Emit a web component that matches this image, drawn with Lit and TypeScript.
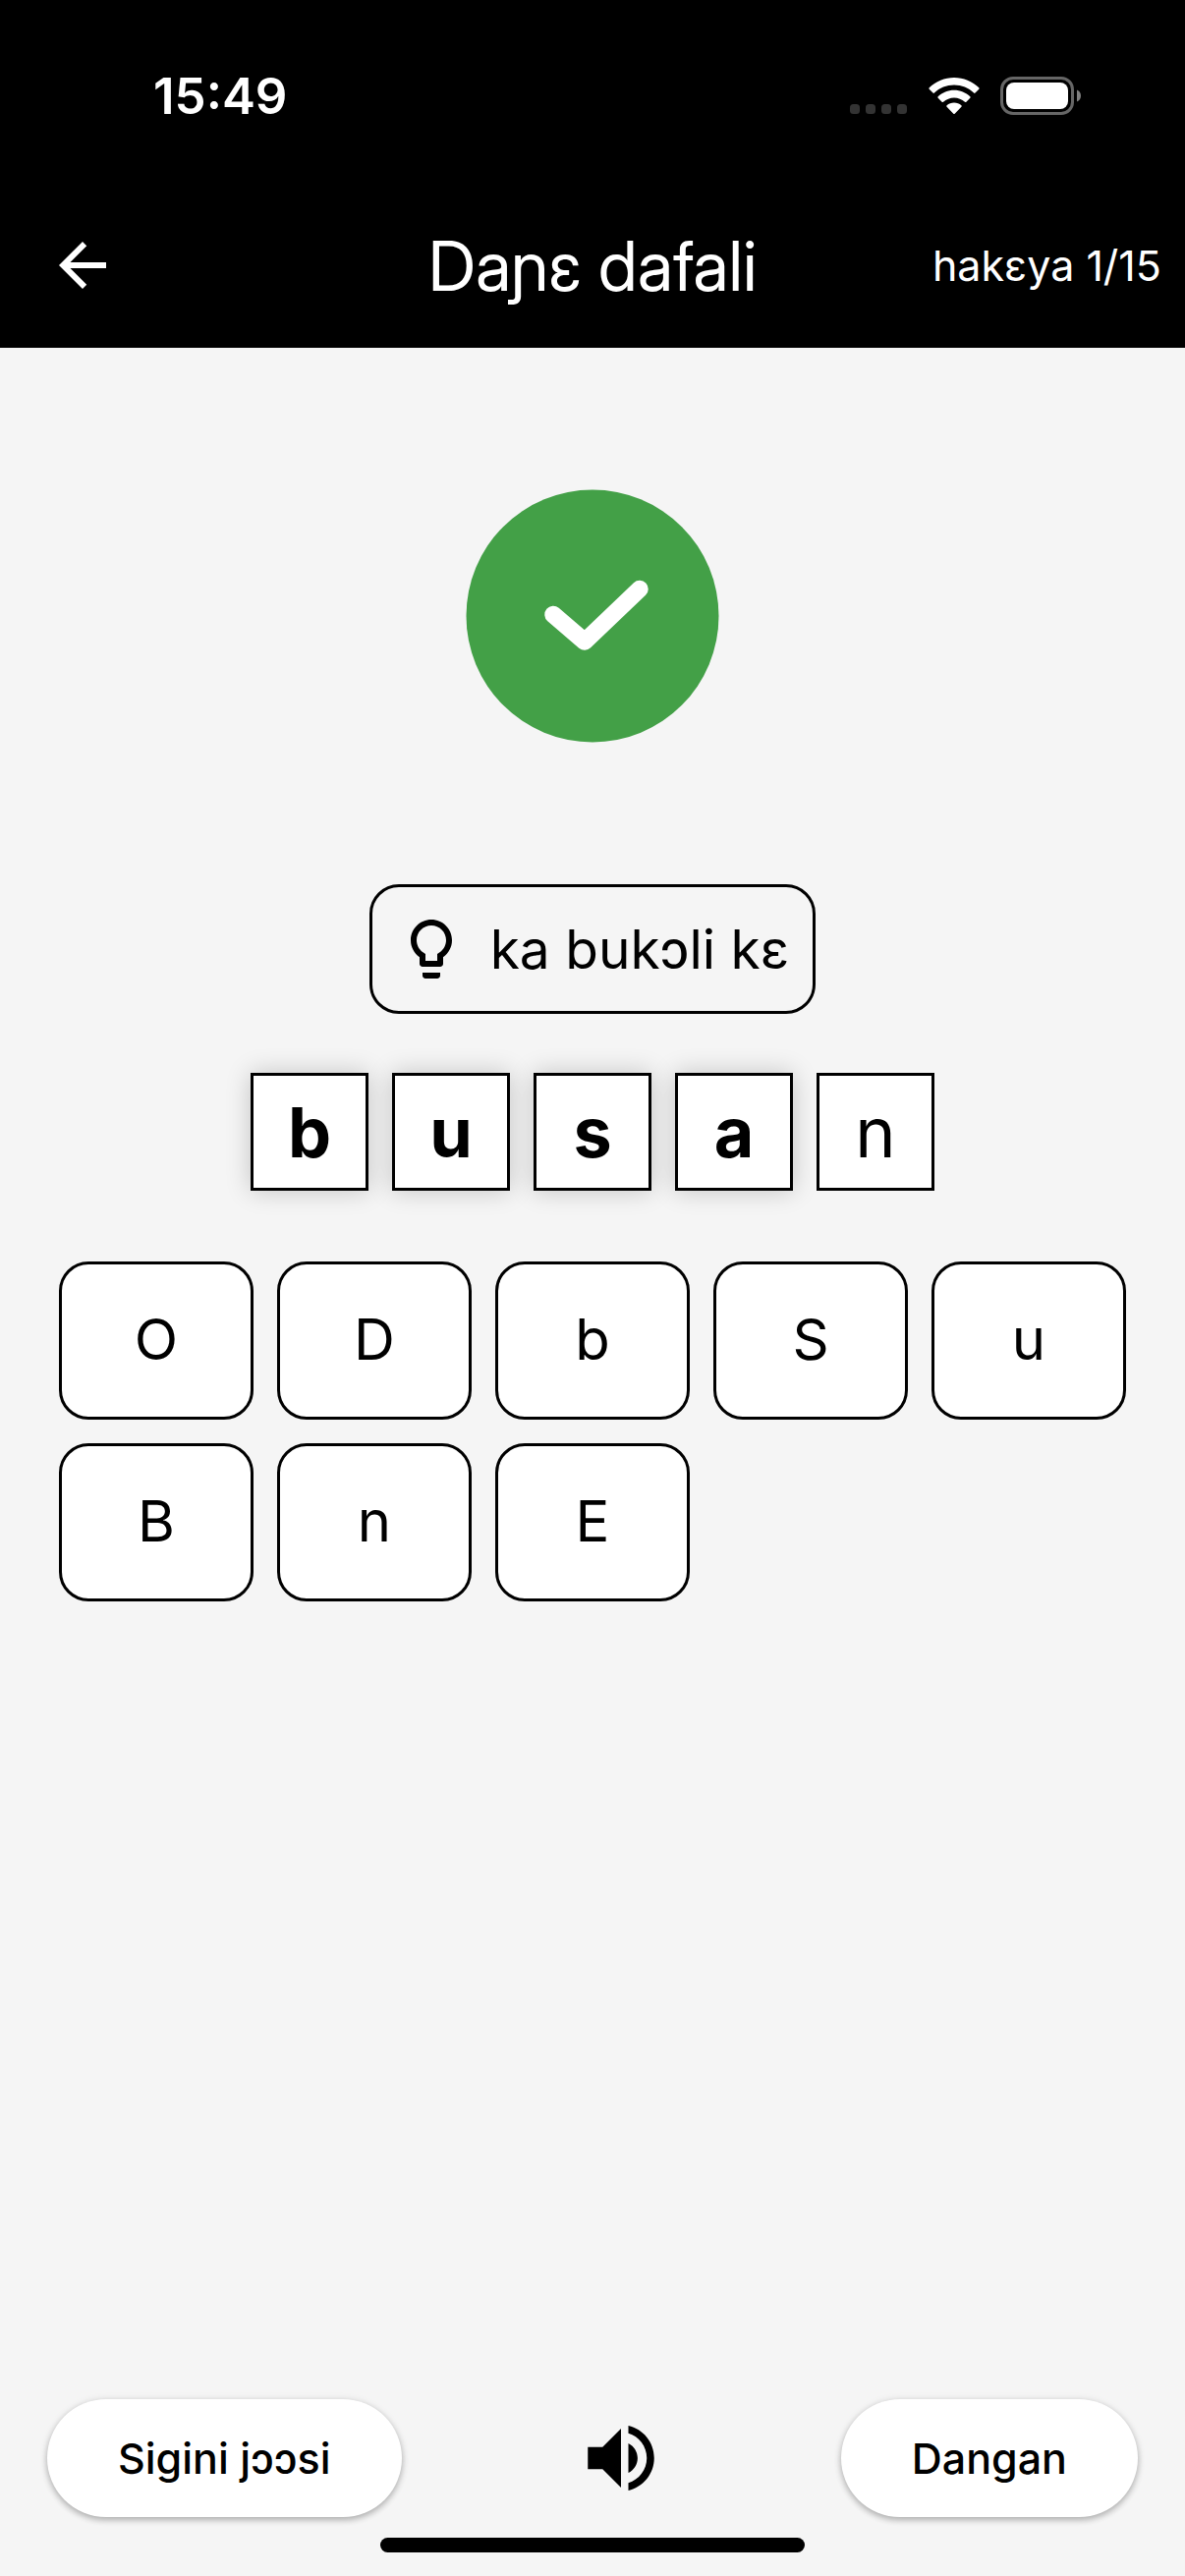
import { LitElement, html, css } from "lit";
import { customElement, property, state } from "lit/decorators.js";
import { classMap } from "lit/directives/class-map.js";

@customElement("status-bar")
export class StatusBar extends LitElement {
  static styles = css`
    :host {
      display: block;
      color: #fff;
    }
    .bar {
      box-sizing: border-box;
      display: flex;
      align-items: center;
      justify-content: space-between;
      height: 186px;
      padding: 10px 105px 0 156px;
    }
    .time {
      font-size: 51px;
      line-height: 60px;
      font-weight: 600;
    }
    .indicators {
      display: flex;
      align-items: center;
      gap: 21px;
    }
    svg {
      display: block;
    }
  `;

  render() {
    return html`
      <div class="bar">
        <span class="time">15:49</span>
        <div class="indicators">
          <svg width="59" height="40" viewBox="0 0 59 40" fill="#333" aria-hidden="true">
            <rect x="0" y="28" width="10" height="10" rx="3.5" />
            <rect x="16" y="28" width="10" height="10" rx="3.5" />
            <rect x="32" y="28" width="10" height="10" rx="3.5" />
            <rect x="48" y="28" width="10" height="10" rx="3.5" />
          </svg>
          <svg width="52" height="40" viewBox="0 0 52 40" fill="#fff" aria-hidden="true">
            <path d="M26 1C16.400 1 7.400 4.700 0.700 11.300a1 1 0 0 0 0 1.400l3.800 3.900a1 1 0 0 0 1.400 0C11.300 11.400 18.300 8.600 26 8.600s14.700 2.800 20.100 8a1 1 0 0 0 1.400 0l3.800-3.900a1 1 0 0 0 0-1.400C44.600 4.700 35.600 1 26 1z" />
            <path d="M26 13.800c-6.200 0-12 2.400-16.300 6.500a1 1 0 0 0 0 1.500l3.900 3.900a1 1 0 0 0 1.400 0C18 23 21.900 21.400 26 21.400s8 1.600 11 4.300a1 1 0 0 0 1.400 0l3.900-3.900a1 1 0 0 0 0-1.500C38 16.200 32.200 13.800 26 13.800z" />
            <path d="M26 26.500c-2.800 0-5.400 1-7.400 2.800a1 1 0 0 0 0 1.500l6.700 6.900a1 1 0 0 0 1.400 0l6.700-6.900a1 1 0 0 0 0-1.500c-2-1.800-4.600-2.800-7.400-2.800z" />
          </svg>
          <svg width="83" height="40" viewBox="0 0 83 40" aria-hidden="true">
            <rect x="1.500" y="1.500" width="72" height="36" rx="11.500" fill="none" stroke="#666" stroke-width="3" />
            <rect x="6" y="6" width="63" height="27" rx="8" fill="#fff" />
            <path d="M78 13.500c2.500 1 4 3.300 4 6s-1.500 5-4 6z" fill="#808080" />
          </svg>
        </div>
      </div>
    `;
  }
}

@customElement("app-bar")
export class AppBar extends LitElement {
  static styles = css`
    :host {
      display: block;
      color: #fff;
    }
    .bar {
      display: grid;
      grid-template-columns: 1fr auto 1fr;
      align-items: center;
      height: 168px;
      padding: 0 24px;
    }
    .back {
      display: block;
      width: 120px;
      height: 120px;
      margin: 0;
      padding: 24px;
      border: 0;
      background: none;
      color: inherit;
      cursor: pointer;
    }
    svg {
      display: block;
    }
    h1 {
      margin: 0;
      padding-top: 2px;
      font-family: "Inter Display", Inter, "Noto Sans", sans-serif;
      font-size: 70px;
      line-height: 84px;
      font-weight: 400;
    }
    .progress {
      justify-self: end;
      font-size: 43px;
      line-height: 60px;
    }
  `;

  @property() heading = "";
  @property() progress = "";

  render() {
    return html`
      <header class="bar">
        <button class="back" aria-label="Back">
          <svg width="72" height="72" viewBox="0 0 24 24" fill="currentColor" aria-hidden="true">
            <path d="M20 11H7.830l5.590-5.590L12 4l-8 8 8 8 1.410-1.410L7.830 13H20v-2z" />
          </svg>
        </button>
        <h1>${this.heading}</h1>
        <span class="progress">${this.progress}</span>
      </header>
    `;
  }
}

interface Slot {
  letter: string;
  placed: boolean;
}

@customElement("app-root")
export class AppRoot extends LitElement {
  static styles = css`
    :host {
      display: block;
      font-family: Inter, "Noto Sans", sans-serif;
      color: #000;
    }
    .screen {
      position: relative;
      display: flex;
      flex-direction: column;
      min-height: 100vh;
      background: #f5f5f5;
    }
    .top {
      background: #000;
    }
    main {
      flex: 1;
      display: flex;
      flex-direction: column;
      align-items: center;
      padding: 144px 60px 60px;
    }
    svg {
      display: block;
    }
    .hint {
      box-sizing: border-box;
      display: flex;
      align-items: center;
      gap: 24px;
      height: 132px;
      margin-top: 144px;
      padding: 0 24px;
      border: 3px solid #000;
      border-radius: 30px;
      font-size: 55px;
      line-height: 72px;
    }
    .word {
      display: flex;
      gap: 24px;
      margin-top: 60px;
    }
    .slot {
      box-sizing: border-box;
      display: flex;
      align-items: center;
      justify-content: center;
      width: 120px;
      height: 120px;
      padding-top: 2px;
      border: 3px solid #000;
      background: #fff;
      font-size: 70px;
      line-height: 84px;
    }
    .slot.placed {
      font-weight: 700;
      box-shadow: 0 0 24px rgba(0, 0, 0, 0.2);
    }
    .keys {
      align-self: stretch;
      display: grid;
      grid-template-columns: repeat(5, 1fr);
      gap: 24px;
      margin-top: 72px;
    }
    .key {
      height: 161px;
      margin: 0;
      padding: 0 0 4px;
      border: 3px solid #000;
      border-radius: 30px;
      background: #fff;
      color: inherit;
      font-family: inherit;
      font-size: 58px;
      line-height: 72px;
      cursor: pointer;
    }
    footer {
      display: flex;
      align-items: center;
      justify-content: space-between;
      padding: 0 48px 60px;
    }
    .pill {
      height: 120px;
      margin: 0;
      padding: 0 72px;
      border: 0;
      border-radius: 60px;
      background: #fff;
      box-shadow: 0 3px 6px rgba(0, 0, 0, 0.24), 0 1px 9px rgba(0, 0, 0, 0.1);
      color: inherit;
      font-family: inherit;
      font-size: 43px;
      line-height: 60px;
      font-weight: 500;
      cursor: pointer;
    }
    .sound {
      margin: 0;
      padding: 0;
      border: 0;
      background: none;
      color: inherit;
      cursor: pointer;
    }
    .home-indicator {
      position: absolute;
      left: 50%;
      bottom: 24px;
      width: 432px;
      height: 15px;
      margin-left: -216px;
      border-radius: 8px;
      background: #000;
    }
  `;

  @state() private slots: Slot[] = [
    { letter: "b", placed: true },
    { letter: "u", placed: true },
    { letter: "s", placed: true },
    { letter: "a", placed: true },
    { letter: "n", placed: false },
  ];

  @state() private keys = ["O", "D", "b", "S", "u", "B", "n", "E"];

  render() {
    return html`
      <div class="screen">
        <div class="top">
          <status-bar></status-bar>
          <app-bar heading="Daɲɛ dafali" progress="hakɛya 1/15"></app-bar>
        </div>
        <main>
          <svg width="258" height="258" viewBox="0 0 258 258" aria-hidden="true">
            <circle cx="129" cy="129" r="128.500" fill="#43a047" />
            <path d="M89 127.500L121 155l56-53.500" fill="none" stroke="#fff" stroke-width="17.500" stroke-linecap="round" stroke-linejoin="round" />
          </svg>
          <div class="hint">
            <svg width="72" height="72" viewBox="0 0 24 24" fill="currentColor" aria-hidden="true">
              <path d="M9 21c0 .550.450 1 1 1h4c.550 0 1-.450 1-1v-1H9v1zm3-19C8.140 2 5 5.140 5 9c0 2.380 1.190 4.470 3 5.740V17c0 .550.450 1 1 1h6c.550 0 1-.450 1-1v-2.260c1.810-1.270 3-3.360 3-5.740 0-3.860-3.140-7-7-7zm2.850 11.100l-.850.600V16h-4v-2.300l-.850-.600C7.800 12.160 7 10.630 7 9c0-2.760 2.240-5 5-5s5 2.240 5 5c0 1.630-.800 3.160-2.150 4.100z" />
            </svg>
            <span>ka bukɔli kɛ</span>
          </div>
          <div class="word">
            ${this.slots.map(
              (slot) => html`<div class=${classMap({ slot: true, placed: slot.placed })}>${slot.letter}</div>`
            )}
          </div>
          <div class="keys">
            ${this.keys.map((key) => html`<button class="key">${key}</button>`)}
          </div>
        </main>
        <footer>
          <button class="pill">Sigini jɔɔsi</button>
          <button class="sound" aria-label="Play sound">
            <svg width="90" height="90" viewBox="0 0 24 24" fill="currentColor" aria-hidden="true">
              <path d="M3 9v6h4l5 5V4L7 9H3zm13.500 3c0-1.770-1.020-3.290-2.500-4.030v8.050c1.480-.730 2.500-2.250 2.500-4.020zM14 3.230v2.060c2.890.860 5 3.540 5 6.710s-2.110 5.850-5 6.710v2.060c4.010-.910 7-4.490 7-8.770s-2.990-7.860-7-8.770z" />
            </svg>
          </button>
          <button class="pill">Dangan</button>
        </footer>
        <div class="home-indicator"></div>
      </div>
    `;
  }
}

+ + + +

• **Your instructions**: Pull out all lines from the listing that contain the string "this".

• **Task result**:
Emit a web component that matches this image, drawn with Lit and TypeScript.
        <h1>${this.heading}</h1>
        <span class="progress">${this.progress}</span>
            ${this.slots.map(
            ${this.keys.map((key) => html`<button class="key">${key}</button>`)}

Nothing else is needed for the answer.